Beginning with the first line, set down every line through the one containing "import React from", exactly as it appears, but not the pictures.
============
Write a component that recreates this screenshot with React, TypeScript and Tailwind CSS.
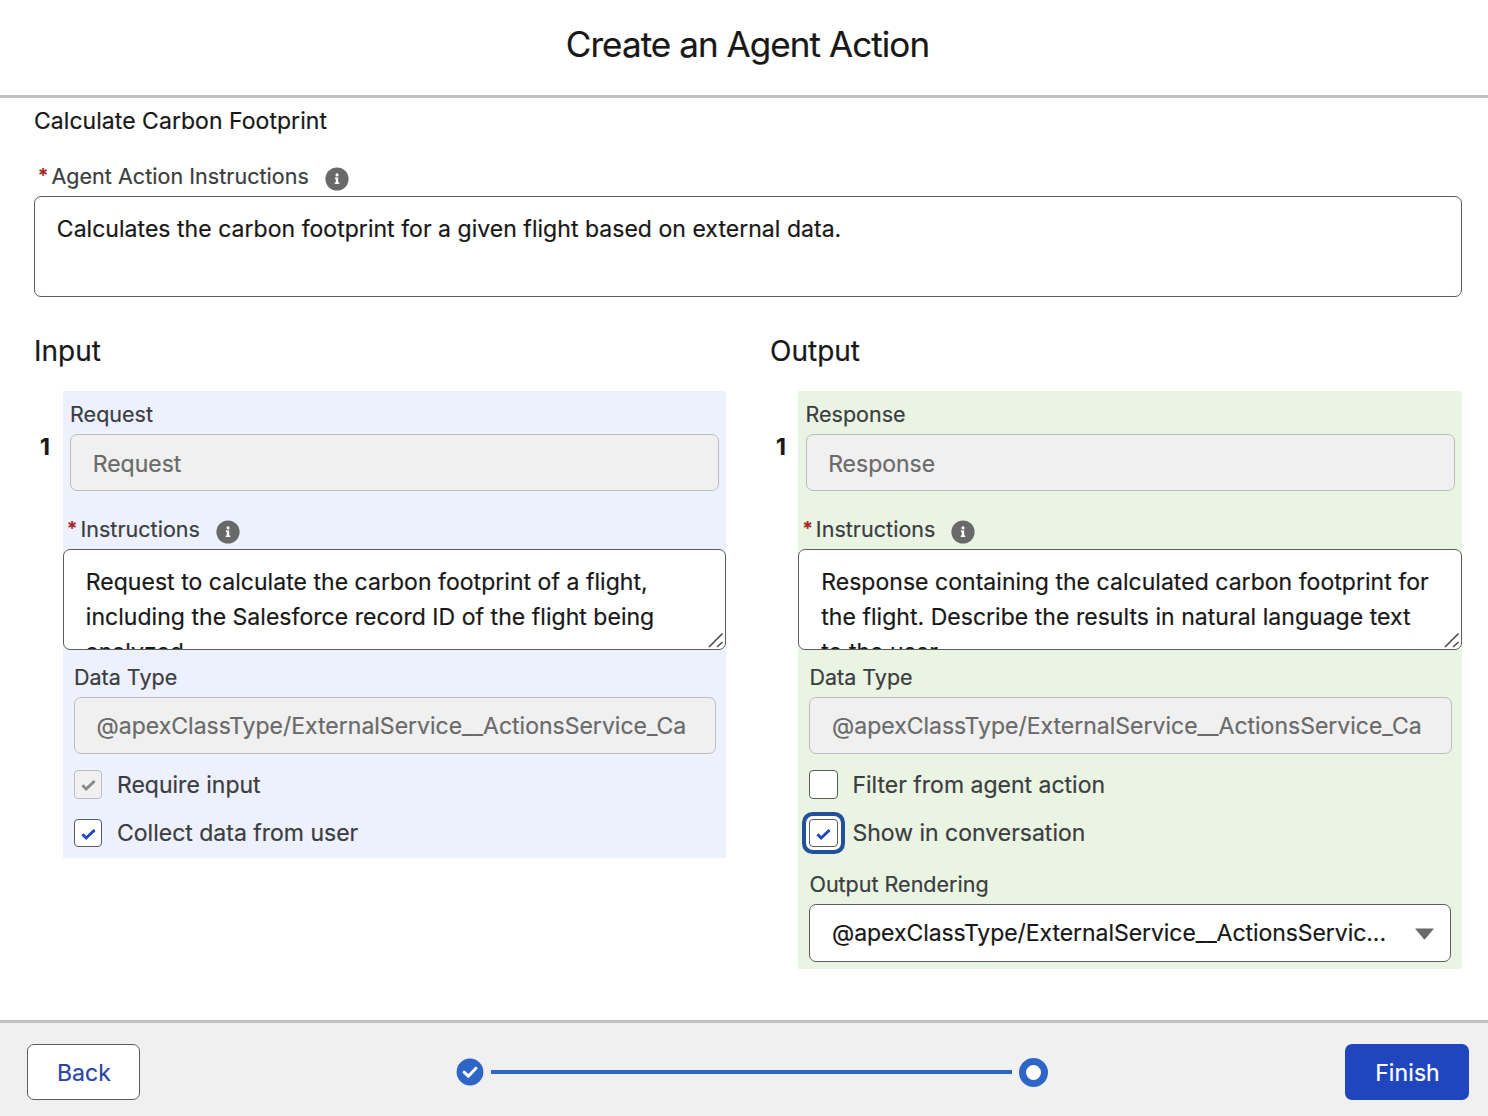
import React from "react";

function InfoIcon() {
  return (
    <svg className="mt-[5px] block h-6 w-6 shrink-0" viewBox="0 0 24 24">
      <circle cx="12" cy="12" r="11.6" fill="#696969" />
      <circle cx="12" cy="7.9" r="1.55" fill="#fff" />
      <path d="M9.9 10.5h3.3v4.9h1.1v1.6H9.7v-1.6h1.1v-3.3h-.9z" fill="#fff" />
    </svg>
  );
}

function FieldLabel({ children }: { children: React.ReactNode }) {
  return <div className="text-[21.5px] leading-[30px] whitespace-nowrap text-[#3b3d40]">{children}</div>;
}

function RequiredLabel({ children }: { children: React.ReactNode }) {
  return (
    <div className="flex h-[30px] items-center text-[21.5px] leading-[30px] tracking-[0.04px] whitespace-nowrap text-[#3b3d40]">
      <span className="w-[13.4px] shrink-0 text-[19px] leading-[30px] font-semibold text-[#a3241d]">*</span>
      <span className="mr-[16px]">{children}</span>
      <InfoIcon />
    </div>
  );
}

function ReadOnlyField({ children, inset }: { children: React.ReactNode; inset: string }) {
  return (
    <div
      className={`flex h-[57px] items-center overflow-hidden rounded-[7px] border border-[#bdbdc0] bg-[#f0f0f0] px-[21.6px] text-[23px] whitespace-nowrap text-[#6a6a6a] ${inset}`}
    >
      {children}
    </div>
  );
}

function TextArea({ lines, resizable }: { lines: string[]; resizable?: boolean }) {
  return (
    <div className="relative mt-[5px] h-[101px] overflow-hidden rounded-[7px] border border-[#5c5c5c] bg-white pt-[14.5px] pl-[21.8px] text-[23px] leading-[35px] tracking-[0.035px] whitespace-nowrap text-[#181818]">
      {lines.map((line) => (
        <div key={line}>{line}</div>
      ))}
      {resizable && (
        <svg className="absolute right-[1px] bottom-[1px] h-4 w-4" viewBox="0 0 16 16">
          <path d="M1 15L14.5 1.5M9 15l5.5-5" stroke="#4c4c4c" strokeWidth="1.6" fill="none" />
        </svg>
      )}
    </div>
  );
}

function CheckRow({ label, checked, disabled, focused }: { label: string; checked?: boolean; disabled?: boolean; focused?: boolean }) {
  const tone = disabled ? "border-[#bdbdc0] bg-[#f0f0f0] text-[#8a8a8a]" : "border-[#5c5c5c] bg-white text-[#2146bd]";
  const ring = focused ? "shadow-[0_0_0_3px_#fff,0_0_0_7px_#23509a]" : "";
  return (
    <div className="flex h-[48.4px] items-center">
      <span className={`flex h-[28.4px] w-[28.4px] shrink-0 items-center justify-center rounded-[4px] border ${tone} ${ring}`}>
        {checked && (
          <svg className="mt-[3px] h-[15px] w-[15px]" viewBox="0 0 16 16">
            <path d="M1.5 7.7l4 4L14.5 3.2" fill="none" stroke="currentColor" strokeWidth="3.2" />
          </svg>
        )}
      </span>
      <span className="mt-[1.6px] ml-[14.6px] text-[23px] leading-[35px] whitespace-nowrap text-[#3b3d40]">{label}</span>
    </div>
  );
}

interface ColumnProps {
  title: string;
  name: string;
  lines: string[];
  gutter: string;
  panel: string;
  children: React.ReactNode;
}

function Column({ title, name, lines, gutter, panel, children }: ColumnProps) {
  return (
    <section className="min-w-0 flex-1">
      <h2 className="text-[28px] leading-[34px] text-[#181818]">{title}</h2>
      <div className="mt-[23px] flex items-start">
        <div className={`mt-[39px] shrink-0 pl-[6px] text-[23px] leading-[34px] font-bold text-[#181818] ${gutter}`}>1</div>
        <div className={`min-w-0 flex-1 ${panel}`}>
          <div className="px-[7.1px] pt-[8px]">
            <FieldLabel>{name}</FieldLabel>
            <div className="mt-[5px]">
              <ReadOnlyField inset="pt-[3px]">{name}</ReadOnlyField>
            </div>
          </div>
          <div className="mt-[23px] pl-1">
            <RequiredLabel>Instructions</RequiredLabel>
          </div>
          <TextArea lines={lines} resizable />
          <div className="pt-[12px] pr-[10.4px] pl-[11px]">
            <FieldLabel>Data Type</FieldLabel>
            <div className="mt-[5px]">
              <ReadOnlyField inset="pt-[1px]">@apexClassType/ExternalService__ActionsService_Ca</ReadOnlyField>
            </div>
            <div className="pt-[6.2px]">{children}</div>
          </div>
        </div>
      </div>
    </section>
  );
}

export default function App() {
  return (
    <div className="flex h-[1116px] w-[1488px] flex-col overflow-hidden bg-white font-['Inter',sans-serif] [-webkit-text-stroke:0.2px]">
      <header className="flex h-[98px] shrink-0 items-center justify-center border-b-[3px] border-[#c1c1c1] pb-[6px] pl-[7px]">
        <h1 className="text-[35px] tracking-[-0.93px] text-[#181818]">Create an Agent Action</h1>
      </header>

      <main className="min-h-0 flex-1 pt-[6px] pr-[26px] pl-[34px]">
        <div className="text-[23px] leading-[34px] tracking-[0.04px] text-[#181818]">Calculate Carbon Footprint</div>
        <div className="mt-[23px] pl-[4px]">
          <RequiredLabel>Agent Action Instructions</RequiredLabel>
        </div>
        <TextArea lines={["Calculates the carbon footprint for a given flight based on external data."]} />

        <div className="mt-[37px] flex gap-11">
          <Column
            title="Input"
            name="Request"
            gutter="w-[29px]"
            panel="bg-[#edf1fe] pb-[1px]"
            lines={[
              "Request to calculate the carbon footprint of a flight,",
              "including the Salesforce record ID of the flight being",
              "analyzed.",
            ]}
          >
            <CheckRow label="Require input" checked disabled />
            <CheckRow label="Collect data from user" checked />
          </Column>
          <Column
            title="Output"
            name="Response"
            gutter="w-[28.45px]"
            panel="bg-[#e9f4e3] pb-[7px]"
            lines={[
              "Response containing the calculated carbon footprint for",
              "the flight. Describe the results in natural language text",
              "to the user.",
            ]}
          >
            <CheckRow label="Filter from agent action" />
            <CheckRow label="Show in conversation" checked focused />
            <div className="mt-[12px]">
              <FieldLabel>Output Rendering</FieldLabel>
            </div>
            <div className="mt-[5px] mr-[0.6px] flex h-[58px] items-center justify-between rounded-[7px] border border-[#5c5c5c] bg-white pr-4 pl-[21.6px] text-[23px] tracking-[-0.06px] whitespace-nowrap text-[#181818]">
              <span>@apexClassType/ExternalService__ActionsServic...</span>
              <svg className="mt-[2px] h-3 w-[19px]" viewBox="0 0 19 12">
                <path d="M1 .4h17c.5 0 .7.5.4.9L10 11.3a.7.7 0 0 1-1 0L.6 1.3C.3.9.5.4 1 .4z" fill="#696969" />
              </svg>
            </div>
          </Column>
        </div>
      </main>

      <footer className="flex h-24 shrink-0 items-center justify-between border-t-[3px] border-[#c1c1c1] bg-[#f0f0f0] pt-[12px] pr-[19px] pb-[7px] pl-[27px] text-[23px]">
        <button className="h-14 w-[113px] rounded-[7px] border border-[#5c5c5c] bg-white pt-[2px] pl-[1px] tracking-[0.1px] text-[#2a45a8]">Back</button>
        <div className="flex items-center pl-[19px]">
          <svg className="h-7 w-7" viewBox="0 0 28 28">
            <circle cx="14" cy="14" r="13.4" fill="#2e66c8" />
            <path d="M8.1 14.2l4.2 4L20 10.3" fill="none" stroke="#fff" strokeWidth="3" strokeLinecap="round" strokeLinejoin="round" />
          </svg>
          <div className="mx-[7px] h-1 w-[521px] bg-[#2e66c8]" />
          <div className="h-[29px] w-[29px] rounded-full border-[7px] border-[#2e66c8] bg-white" />
        </div>
        <button className="h-14 w-[124px] rounded-[7px] bg-[#1f46bd] pt-[2px] pl-[1px] tracking-[0.1px] text-white">Finish</button>
      </footer>
    </div>
  );
}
============
**SOLUTION TO THIS PROBLEM**
Write a component that recreates this screenshot with React, TypeScript and Tailwind CSS.
import React from "react";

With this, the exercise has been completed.